Recent credits include: Hachette x Tamasha writers 2020, artsdepot Artists residency 2020, DUAL دوگانه - Vault Festival 2020 (Show of the week award), Rich Kids: A History of Shopping Malls in Tehran (Fringe First award 2019), Pirates (Reggie Yates/ Hillbilly Films currently in post-production), Starting Blocks residency Camden People’s Theatre 2019, Soho Writers Lab 2019

We are pink suits, a Queer Feminist Punk Rock & Rage duo based in Margate, UK. Formed in 2017, pink suits make loud aggressive political punk music as well as dance, physical theatre, film and art. Our work is an exploration of sexuality, fantasy, mental health, politics, activism and is a resistance of binary gender expectations, questioning how voices and bodies can be used as a form of protest.

Rachel Mars is a multi-award-winning performance maker with a background in theatre, live art and comedy. Mars’ Our Carnal Hearts won A Total Theatre Award at the British Council Showcase at the Edinburgh Fringe.  With nat tarrab as mars.tarrab she was winner of the 2017 Oxford Samuel Beckett Theatre Trust Award and presented ROLLER in the Pit Theatre. Recent commissions have included Leeds Playhouse, The Junction, Cambridge; Royal Court Tottenham; Fuel Theatre and Ovalhouse. She is a fellow at the Birkbeck Centre of Contemporary Theatre and a regular contributor to 'Pause for Thought' on BBC Radio 2.

Seemia Theatre are an award-winning international ensemble of 6 members from Iran, Argentina and the UK, led by Iranian Director Sara Amini. We believe in theatre as a tool to open doors and break barriers, and through socially-engaged devised performances we endeavour to bring communities together.
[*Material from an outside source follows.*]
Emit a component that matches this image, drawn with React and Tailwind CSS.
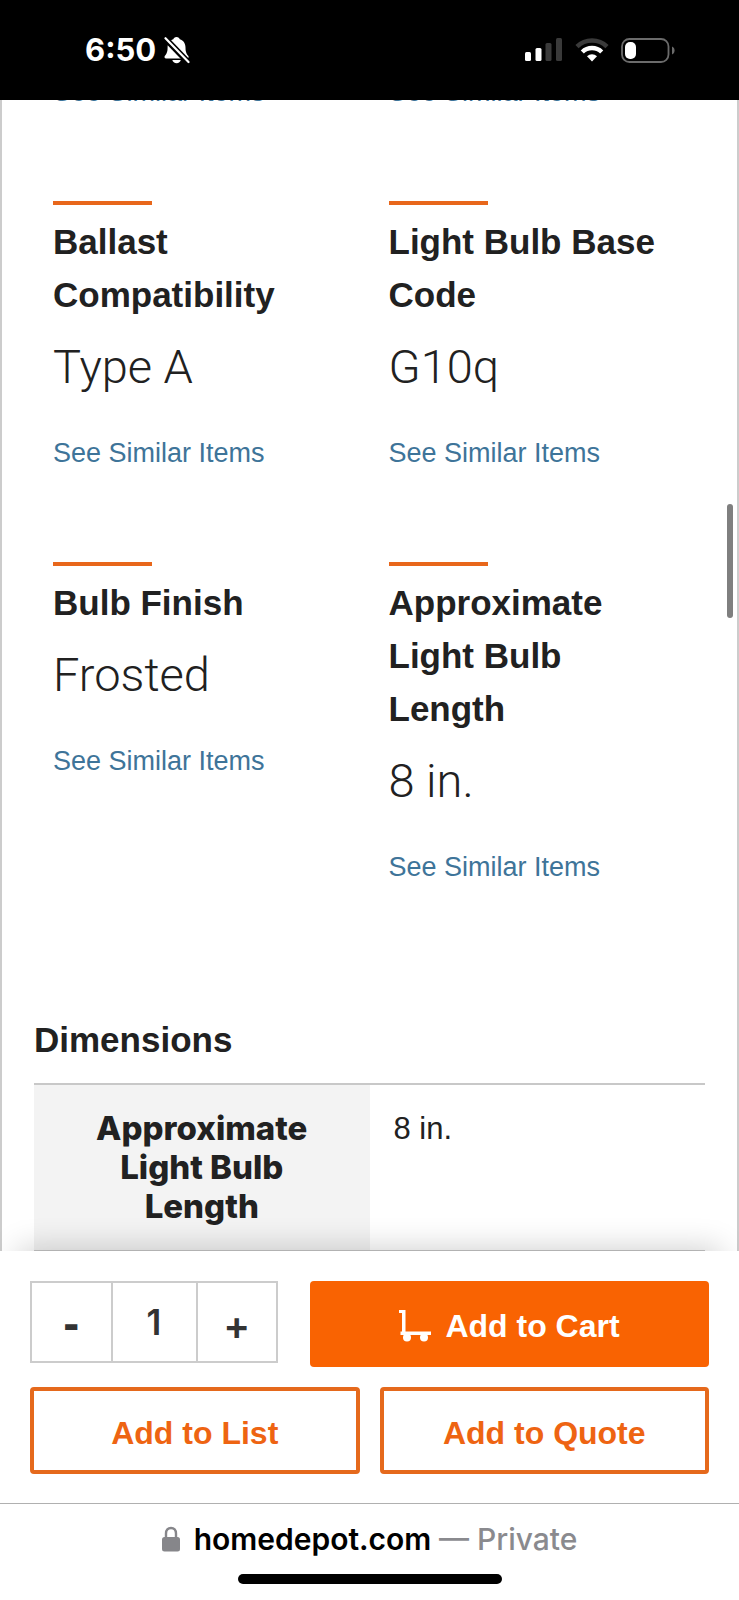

Seemia’s devised performances fuse European physical theatre & musicality, British script-writing and Persian storytelling in order to make a vibrant mural of stories to connect audiences with current social and political issues. From Persian, Seemia translates as ‘Casting a spell with words;’ as an ensemble we aim to create work that is truly spell-binding.
 

Stephen Bailey is a neurodivergent/disabled theatre maker who explores reclaiming classic texts and representations of disability through a political disabled lens. They were recently commissioned to make a learning-disabled centred adaptation of Pedro Calderón de la Barca's Life is a Dream for the London Liberty Festival and are also developing a digital show exploring experiences of psychosis. They were resident assistant director at Chichester Festival Theatre in 2020, are currently a staff director at the National Theatre and previously worked with Graeae, Hampstead Theatre and the European Theatre Convention. They are artistic director of ASYLUM Arts, a cic focused on better representation and engagement with neurodivergent artists in the wider theatre community.

The PappyShow are a playful physical and visual ensemble theatre company. Formed in January 2013 by Kane Husbands in order to provide a space for actors and non-actors to train in physical theatre, they use exercise and training to devise and create work.  Community cohesion and working together is key to the company’s ensemble ethos.  With their performing company, they are currently touring three pieces; 'BOYS', 'GIRLS' and 'CARE'. 

Paula Varjack and Chuck Blue Lowry met working on an intergenerational women’ s project for Magic Me. They discovered their practices were inverses of each other; Chuck training in performance and then film, Paula training in film and then moving into performance. Working together again on a women’s participation project for Cardboard Citizens and Clean Break, they became keen to bring together their video and performance experience with their work in participation. They have both spent the same amount of their lives in London and lived in different parts of Europe. They both have British fathers and foreign mothers but identify with both cultures. This sparked an ongoing conversation between them about their relationship to being “foreign"?

London based Writer and Actor Yolanda Mercy's first play was On the Edge of Me presented at Soho Theatre where she is currently on attachment (as a Soho Six). Yolanda is a published author with Oberon Books for Quarter Life Crisis. Quarter Life Crisis won the Underbelly Untapped award, toured to venues such as Underbelly and soho Theatre and was revived this year at The Bridge Theatre.